» **OBJECTIVE**: The lines to return are those from the one containing "Output the component" down to the one containing "string; value: string", inclusive; return them exactly and nothing else.

» **DATA ROWS**:
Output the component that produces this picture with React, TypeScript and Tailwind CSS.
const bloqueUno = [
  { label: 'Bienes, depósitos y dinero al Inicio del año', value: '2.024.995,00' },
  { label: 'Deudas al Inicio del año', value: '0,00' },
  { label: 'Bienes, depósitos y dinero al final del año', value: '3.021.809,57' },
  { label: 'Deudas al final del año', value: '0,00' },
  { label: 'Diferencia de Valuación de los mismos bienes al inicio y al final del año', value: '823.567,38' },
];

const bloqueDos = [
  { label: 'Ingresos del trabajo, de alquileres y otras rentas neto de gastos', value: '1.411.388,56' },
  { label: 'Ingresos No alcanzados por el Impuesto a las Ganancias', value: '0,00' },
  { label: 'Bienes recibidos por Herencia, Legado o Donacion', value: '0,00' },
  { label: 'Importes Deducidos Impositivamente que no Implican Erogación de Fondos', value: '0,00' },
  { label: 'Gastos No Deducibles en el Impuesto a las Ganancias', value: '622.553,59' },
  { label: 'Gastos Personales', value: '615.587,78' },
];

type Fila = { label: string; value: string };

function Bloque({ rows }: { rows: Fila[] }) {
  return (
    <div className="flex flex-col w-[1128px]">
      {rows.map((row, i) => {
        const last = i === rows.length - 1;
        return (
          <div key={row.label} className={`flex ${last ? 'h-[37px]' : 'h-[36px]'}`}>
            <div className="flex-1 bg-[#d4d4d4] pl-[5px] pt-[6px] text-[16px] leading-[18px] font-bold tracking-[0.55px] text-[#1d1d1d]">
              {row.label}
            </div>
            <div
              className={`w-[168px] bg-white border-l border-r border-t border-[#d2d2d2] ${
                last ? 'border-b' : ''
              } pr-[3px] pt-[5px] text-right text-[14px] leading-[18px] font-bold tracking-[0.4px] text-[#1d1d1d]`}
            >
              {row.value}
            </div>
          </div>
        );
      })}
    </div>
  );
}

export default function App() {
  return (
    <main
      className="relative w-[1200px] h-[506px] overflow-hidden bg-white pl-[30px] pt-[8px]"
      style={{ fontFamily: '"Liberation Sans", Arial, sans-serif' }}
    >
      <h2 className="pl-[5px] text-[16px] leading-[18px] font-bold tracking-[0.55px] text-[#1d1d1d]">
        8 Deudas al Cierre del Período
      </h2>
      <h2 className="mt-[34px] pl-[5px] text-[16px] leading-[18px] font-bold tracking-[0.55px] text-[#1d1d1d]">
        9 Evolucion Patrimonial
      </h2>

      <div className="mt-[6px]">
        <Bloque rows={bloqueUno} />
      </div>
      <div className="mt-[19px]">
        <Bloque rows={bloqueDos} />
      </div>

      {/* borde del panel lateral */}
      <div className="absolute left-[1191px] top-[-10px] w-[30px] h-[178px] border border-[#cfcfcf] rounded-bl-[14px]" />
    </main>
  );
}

==

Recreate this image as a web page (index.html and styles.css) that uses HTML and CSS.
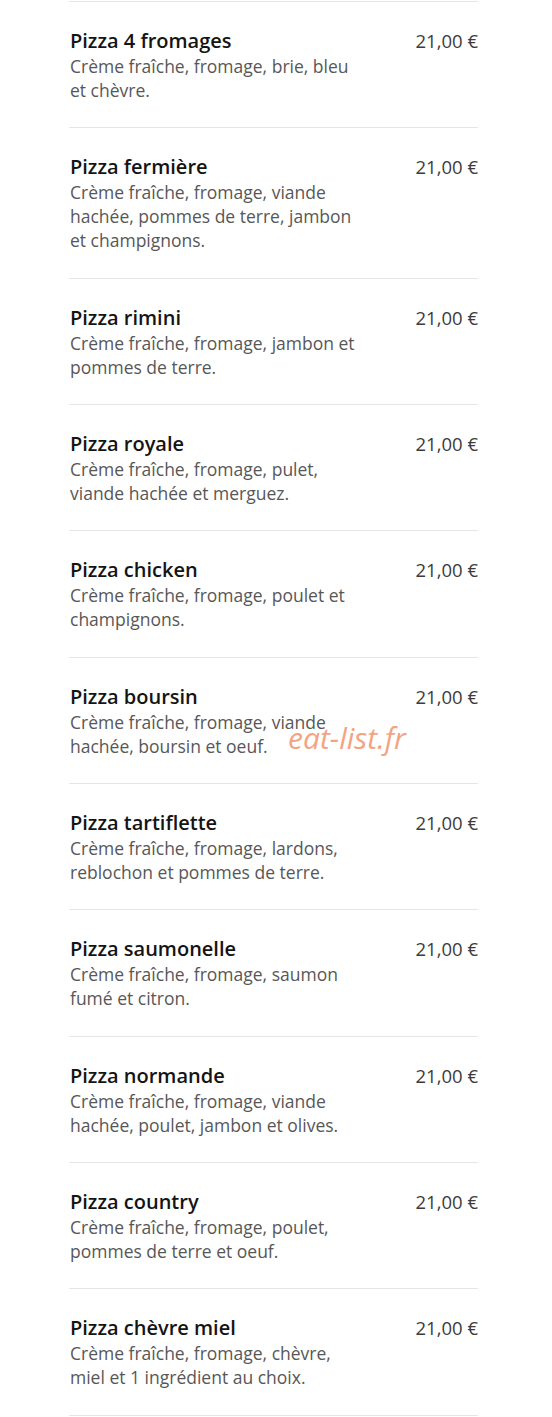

» **FINISHED ANSWER**:
Output the component that produces this picture with React, TypeScript and Tailwind CSS.
const bloqueUno = [
  { label: 'Bienes, depósitos y dinero al Inicio del año', value: '2.024.995,00' },
  { label: 'Deudas al Inicio del año', value: '0,00' },
  { label: 'Bienes, depósitos y dinero al final del año', value: '3.021.809,57' },
  { label: 'Deudas al final del año', value: '0,00' },
  { label: 'Diferencia de Valuación de los mismos bienes al inicio y al final del año', value: '823.567,38' },
];

const bloqueDos = [
  { label: 'Ingresos del trabajo, de alquileres y otras rentas neto de gastos', value: '1.411.388,56' },
  { label: 'Ingresos No alcanzados por el Impuesto a las Ganancias', value: '0,00' },
  { label: 'Bienes recibidos por Herencia, Legado o Donacion', value: '0,00' },
  { label: 'Importes Deducidos Impositivamente que no Implican Erogación de Fondos', value: '0,00' },
  { label: 'Gastos No Deducibles en el Impuesto a las Ganancias', value: '622.553,59' },
  { label: 'Gastos Personales', value: '615.587,78' },
];

type Fila = { label: string; value: string };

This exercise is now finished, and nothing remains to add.